## Stated problem
Produce an exact copy of all the data below, dropping every image.

## Recorded information
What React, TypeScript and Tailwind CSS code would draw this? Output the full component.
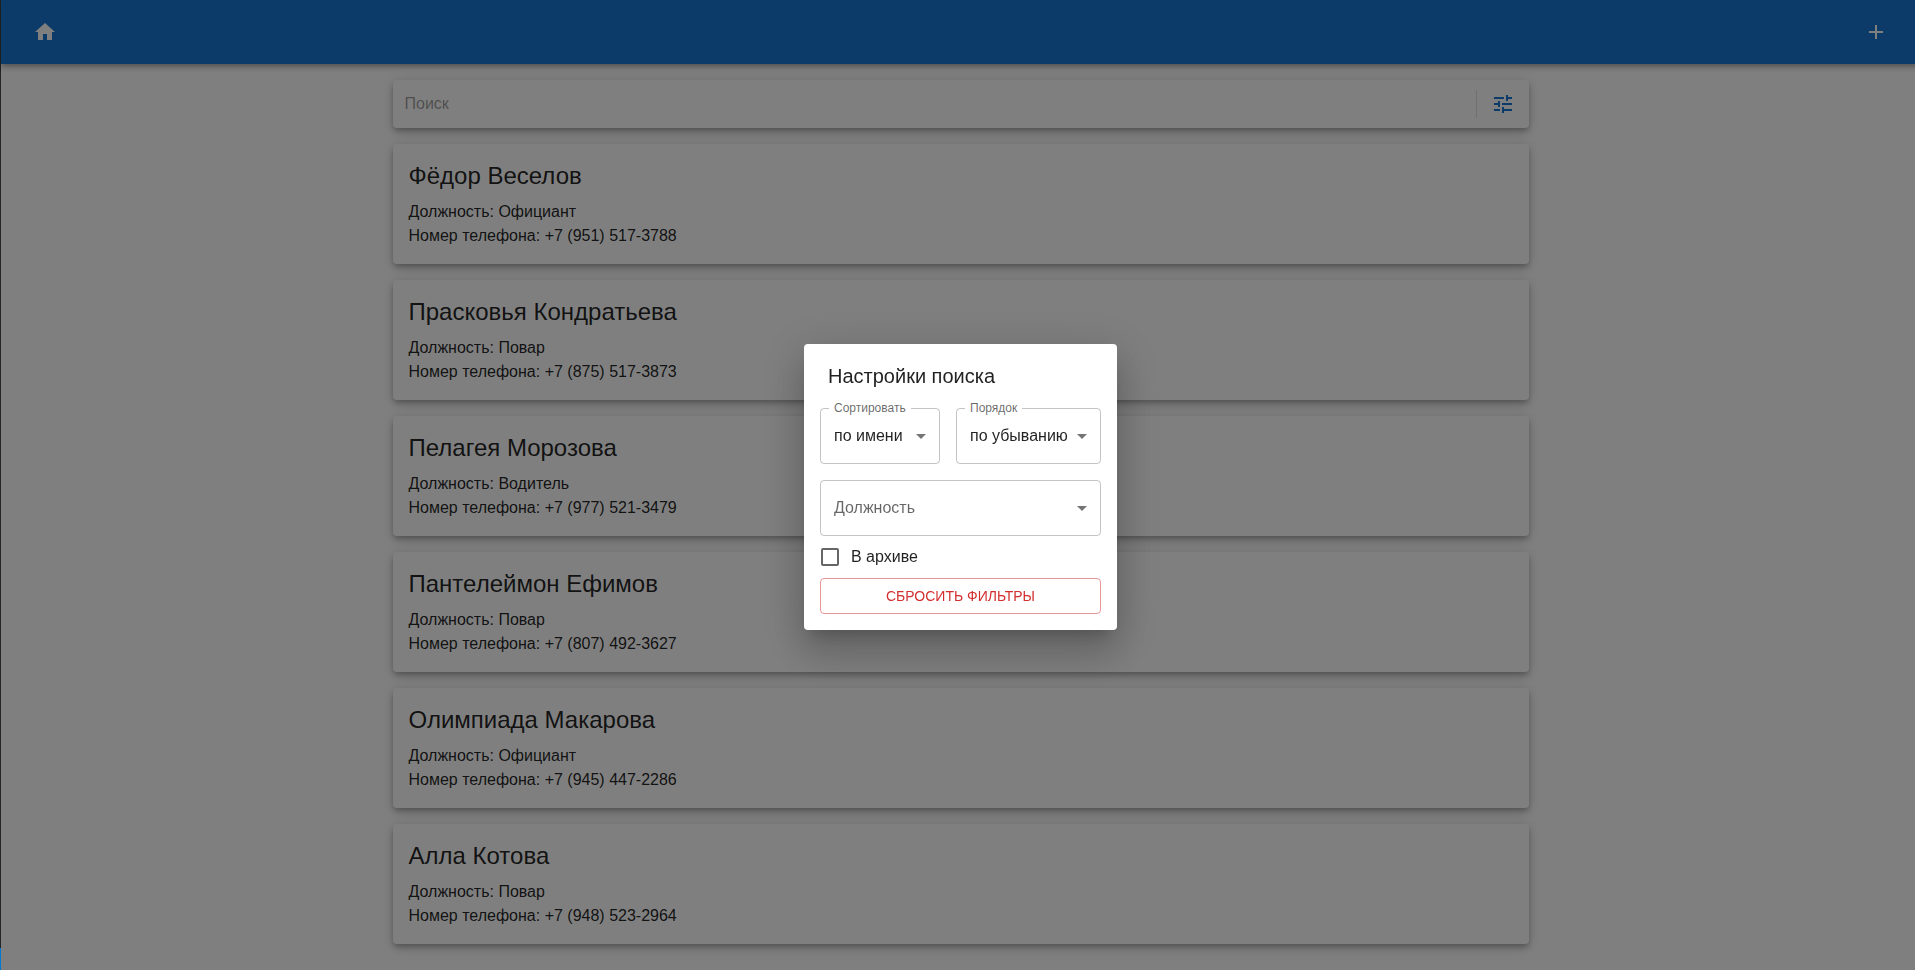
import { useState } from 'react';

type Employee = { name: string; role: string; phone: string };

const employees: Employee[] = [
  { name: 'Фёдор Веселов', role: 'Официант', phone: '+7 (951) 517-3788' },
  { name: 'Прасковья Кондратьева', role: 'Повар', phone: '+7 (875) 517-3873' },
  { name: 'Пелагея Морозова', role: 'Водитель', phone: '+7 (977) 521-3479' },
  { name: 'Пантелеймон Ефимов', role: 'Повар', phone: '+7 (807) 492-3627' },
  { name: 'Олимпиада Макарова', role: 'Официант', phone: '+7 (945) 447-2286' },
  { name: 'Алла Котова', role: 'Повар', phone: '+7 (948) 523-2964' },
];

const icons = {
  home: 'M10 20v-6h4v6h5v-8h3L12 3 2 12h3v8z',
  add: 'M19 13h-6v6h-2v-6H5v-2h6V5h2v6h6v2z',
  tune: 'M3 17v2h6v-2H3zM3 5v2h10V5H3zm10 16v-2h8v-2h-8v-2h-2v6h2zM7 9v2H3v2h4v2h2V9H7zm14 4v-2H11v2h10zm-6-4h2V7h4V5h-4V3h-2v6z',
  arrow: 'M7 10l5 5 5-5z',
};

function Icon({ name, className = '' }: { name: keyof typeof icons; className?: string }) {
  return (
    <svg viewBox="0 0 24 24" fill="currentColor" aria-hidden="true" className={`size-6 ${className}`}>
      <path d={icons[name]} />
    </svg>
  );
}

function Header() {
  return (
    <header className="flex h-16 items-center justify-between bg-[#1976d2] px-6 text-white shadow-[0_2px_4px_-1px_rgba(0,0,0,0.2),0_4px_5px_0_rgba(0,0,0,0.14),0_1px_10px_0_rgba(0,0,0,0.12)]">
      <a href="#home" aria-label="Главная" className="p-2">
        <Icon name="home" />
      </a>
      <button type="button" aria-label="Добавить" className="p-2">
        <Icon name="add" />
      </button>
    </header>
  );
}

function SearchBar() {
  return (
    <form className="flex h-12 items-center rounded bg-white px-1 shadow-[0_3px_5px_-1px_rgba(0,0,0,0.2),0_5px_8px_0_rgba(0,0,0,0.14),0_1px_14px_0_rgba(0,0,0,0.12)]">
      <input
        type="text"
        aria-label="Поиск"
        placeholder="Поиск"
        className="min-w-0 flex-1 px-2 outline-none placeholder:text-black/40"
      />
      <div className="mx-1 h-7 border-l border-black/12" />
      <button type="button" aria-label="Настройки поиска" className="p-2.5 text-[#1976d2]">
        <Icon name="tune" />
      </button>
    </form>
  );
}

function EmployeeCard({ name, role, phone }: Employee) {
  return (
    <li className="rounded bg-white p-4 shadow-[0_3px_5px_-1px_rgba(0,0,0,0.2),0_5px_8px_0_rgba(0,0,0,0.14),0_1px_14px_0_rgba(0,0,0,0.12)]">
      <h2 className="mb-2 text-2xl leading-8">{name}</h2>
      <p>Должность: {role}</p>
      <p>Номер телефона: {phone}</p>
    </li>
  );
}

type SelectFieldProps = { id: string; label: string; options: string[]; className?: string };

function SelectField({ id, label, options, className = '' }: SelectFieldProps) {
  const [value, setValue] = useState(options[0]);
  const shrunk = value !== '';
  return (
    <div className={`relative flex items-center ${className}`}>
      <select
        id={id}
        value={value}
        onChange={(e) => setValue(e.target.value)}
        className="h-14 w-full appearance-none rounded border border-black/23 bg-transparent pr-7 pl-[13px] outline-none"
      >
        {options.map((o) => (
          <option key={o} value={o}>
            {o}
          </option>
        ))}
      </select>
      <label
        htmlFor={id}
        className={
          shrunk
            ? 'pointer-events-none absolute -top-2 left-[9px] bg-white px-[5px] text-xs text-black/60'
            : 'pointer-events-none absolute top-4 left-3.5 text-black/60'
        }
      >
        {label}
      </label>
      <Icon name="arrow" className="pointer-events-none absolute top-4 right-[7px] text-black/54" />
    </div>
  );
}

function SearchSettings() {
  return (
    <div
      role="dialog"
      aria-modal="true"
      aria-labelledby="settings-title"
      className="w-[313px] rounded bg-white px-4 pb-4 shadow-[0_11px_15px_-7px_rgba(0,0,0,0.2),0_24px_38px_3px_rgba(0,0,0,0.14),0_9px_46px_8px_rgba(0,0,0,0.12)]"
    >
      <h2 id="settings-title" className="px-2 py-4 text-xl leading-8">
        Настройки поиска
      </h2>
      <div className="flex gap-4">
        <SelectField id="sort" label="Сортировать" options={['по имени']} className="w-[120px]" />
        <SelectField id="order" label="Порядок" options={['по убыванию']} className="flex-1" />
      </div>
      <SelectField id="role" label="Должность" options={['', 'Официант', 'Повар', 'Водитель']} className="mt-4" />
      <label className="flex h-[42px] items-center gap-3 pl-px">
        <input
          type="checkbox"
          className="size-[18px] appearance-none rounded-xs border-2 border-black/60 checked:bg-[#1976d2]"
        />
        В архиве
      </label>
      <button
        type="button"
        className="h-9 w-full rounded border border-[#d32f2f]/50 text-sm font-medium text-[#d32f2f] uppercase"
      >
        Сбросить фильтры
      </button>
    </div>
  );
}

export default function App() {
  return (
    <div className="flex min-h-screen overflow-hidden bg-white font-['Liberation_Sans',Arial,sans-serif] text-base text-black/87">
      <div className="flex w-px shrink-0 flex-col bg-[#252526]">
        <div className="mt-auto h-[22px] bg-[#0078d4]" />
      </div>
      <div className="-mr-[5px] min-w-0 flex-1">
        <Header />
        <main className="mx-auto flex max-w-[1136px] flex-col gap-4 py-4">
          <SearchBar />
          <ul className="flex flex-col gap-4">
            {employees.map((e) => (
              <EmployeeCard key={e.phone} {...e} />
            ))}
          </ul>
        </main>
      </div>
      <div className="fixed top-0 -right-[5px] -bottom-1 left-px flex items-center justify-center bg-black/50">
        <SearchSettings />
      </div>
    </div>
  );
}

## Output
What React, TypeScript and Tailwind CSS code would draw this? Output the full component.
import { useState } from 'react';

type Employee = { name: string; role: string; phone: string };

const employees: Employee[] = [
  { name: 'Фёдор Веселов', role: 'Официант', phone: '+7 (951) 517-3788' },
  { name: 'Прасковья Кондратьева', role: 'Повар', phone: '+7 (875) 517-3873' },
  { name: 'Пелагея Морозова', role: 'Водитель', phone: '+7 (977) 521-3479' },
  { name: 'Пантелеймон Ефимов', role: 'Повар', phone: '+7 (807) 492-3627' },
  { name: 'Олимпиада Макарова', role: 'Официант', phone: '+7 (945) 447-2286' },
  { name: 'Алла Котова', role: 'Повар', phone: '+7 (948) 523-2964' },
];

const icons = {
  home: 'M10 20v-6h4v6h5v-8h3L12 3 2 12h3v8z',
  add: 'M19 13h-6v6h-2v-6H5v-2h6V5h2v6h6v2z',
  tune: 'M3 17v2h6v-2H3zM3 5v2h10V5H3zm10 16v-2h8v-2h-8v-2h-2v6h2zM7 9v2H3v2h4v2h2V9H7zm14 4v-2H11v2h10zm-6-4h2V7h4V5h-4V3h-2v6z',
  arrow: 'M7 10l5 5 5-5z',
};

function Icon({ name, className = '' }: { name: keyof typeof icons; className?: string }) {
  return (
    <svg viewBox="0 0 24 24" fill="currentColor" aria-hidden="true" className={`size-6 ${className}`}>
      <path d={icons[name]} />
    </svg>
  );
}

function Header() {
  return (
    <header className="flex h-16 items-center justify-between bg-[#1976d2] px-6 text-white shadow-[0_2px_4px_-1px_rgba(0,0,0,0.2),0_4px_5px_0_rgba(0,0,0,0.14),0_1px_10px_0_rgba(0,0,0,0.12)]">
      <a href="#home" aria-label="Главная" className="p-2">
        <Icon name="home" />
      </a>
      <button type="button" aria-label="Добавить" className="p-2">
        <Icon name="add" />
      </button>
    </header>
  );
}

function SearchBar() {
  return (
    <form className="flex h-12 items-center rounded bg-white px-1 shadow-[0_3px_5px_-1px_rgba(0,0,0,0.2),0_5px_8px_0_rgba(0,0,0,0.14),0_1px_14px_0_rgba(0,0,0,0.12)]">
      <input
        type="text"
        aria-label="Поиск"
        placeholder="Поиск"
        className="min-w-0 flex-1 px-2 outline-none placeholder:text-black/40"
      />
      <div className="mx-1 h-7 border-l border-black/12" />
      <button type="button" aria-label="Настройки поиска" className="p-2.5 text-[#1976d2]">
        <Icon name="tune" />
      </button>
    </form>
  );
}

function EmployeeCard({ name, role, phone }: Employee) {
  return (
    <li className="rounded bg-white p-4 shadow-[0_3px_5px_-1px_rgba(0,0,0,0.2),0_5px_8px_0_rgba(0,0,0,0.14),0_1px_14px_0_rgba(0,0,0,0.12)]">
      <h2 className="mb-2 text-2xl leading-8">{name}</h2>
      <p>Должность: {role}</p>
      <p>Номер телефона: {phone}</p>
    </li>
  );
}

type SelectFieldProps = { id: string; label: string; options: string[]; className?: string };

function SelectField({ id, label, options, className = '' }: SelectFieldProps) {
  const [value, setValue] = useState(options[0]);
  const shrunk = value !== '';
  return (
    <div className={`relative flex items-center ${className}`}>
      <select
        id={id}
        value={value}
        onChange={(e) => setValue(e.target.value)}
        className="h-14 w-full appearance-none rounded border border-black/23 bg-transparent pr-7 pl-[13px] outline-none"
      >
        {options.map((o) => (
          <option key={o} value={o}>
            {o}
          </option>
        ))}
      </select>
      <label
        htmlFor={id}
        className={
          shrunk
            ? 'pointer-events-none absolute -top-2 left-[9px] bg-white px-[5px] text-xs text-black/60'
            : 'pointer-events-none absolute top-4 left-3.5 text-black/60'
        }
      >
        {label}
      </label>
      <Icon name="arrow" className="pointer-events-none absolute top-4 right-[7px] text-black/54" />
    </div>
  );
}

function SearchSettings() {
  return (
    <div
      role="dialog"
      aria-modal="true"
      aria-labelledby="settings-title"
      className="w-[313px] rounded bg-white px-4 pb-4 shadow-[0_11px_15px_-7px_rgba(0,0,0,0.2),0_24px_38px_3px_rgba(0,0,0,0.14),0_9px_46px_8px_rgba(0,0,0,0.12)]"
    >
      <h2 id="settings-title" className="px-2 py-4 text-xl leading-8">
        Настройки поиска
      </h2>
      <div className="flex gap-4">
        <SelectField id="sort" label="Сортировать" options={['по имени']} className="w-[120px]" />
        <SelectField id="order" label="Порядок" options={['по убыванию']} className="flex-1" />
      </div>
      <SelectField id="role" label="Должность" options={['', 'Официант', 'Повар', 'Водитель']} className="mt-4" />
      <label className="flex h-[42px] items-center gap-3 pl-px">
        <input
          type="checkbox"
          className="size-[18px] appearance-none rounded-xs border-2 border-black/60 checked:bg-[#1976d2]"
        />
        В архиве
      </label>
      <button
        type="button"
        className="h-9 w-full rounded border border-[#d32f2f]/50 text-sm font-medium text-[#d32f2f] uppercase"
      >
        Сбросить фильтры
      </button>
    </div>
  );
}

export default function App() {
  return (
    <div className="flex min-h-screen overflow-hidden bg-white font-['Liberation_Sans',Arial,sans-serif] text-base text-black/87">
      <div className="flex w-px shrink-0 flex-col bg-[#252526]">
        <div className="mt-auto h-[22px] bg-[#0078d4]" />
      </div>
      <div className="-mr-[5px] min-w-0 flex-1">
        <Header />
        <main className="mx-auto flex max-w-[1136px] flex-col gap-4 py-4">
          <SearchBar />
          <ul className="flex flex-col gap-4">
            {employees.map((e) => (
              <EmployeeCard key={e.phone} {...e} />
            ))}
          </ul>
        </main>
      </div>
      <div className="fixed top-0 -right-[5px] -bottom-1 left-px flex items-center justify-center bg-black/50">
        <SearchSettings />
      </div>
    </div>
  );
}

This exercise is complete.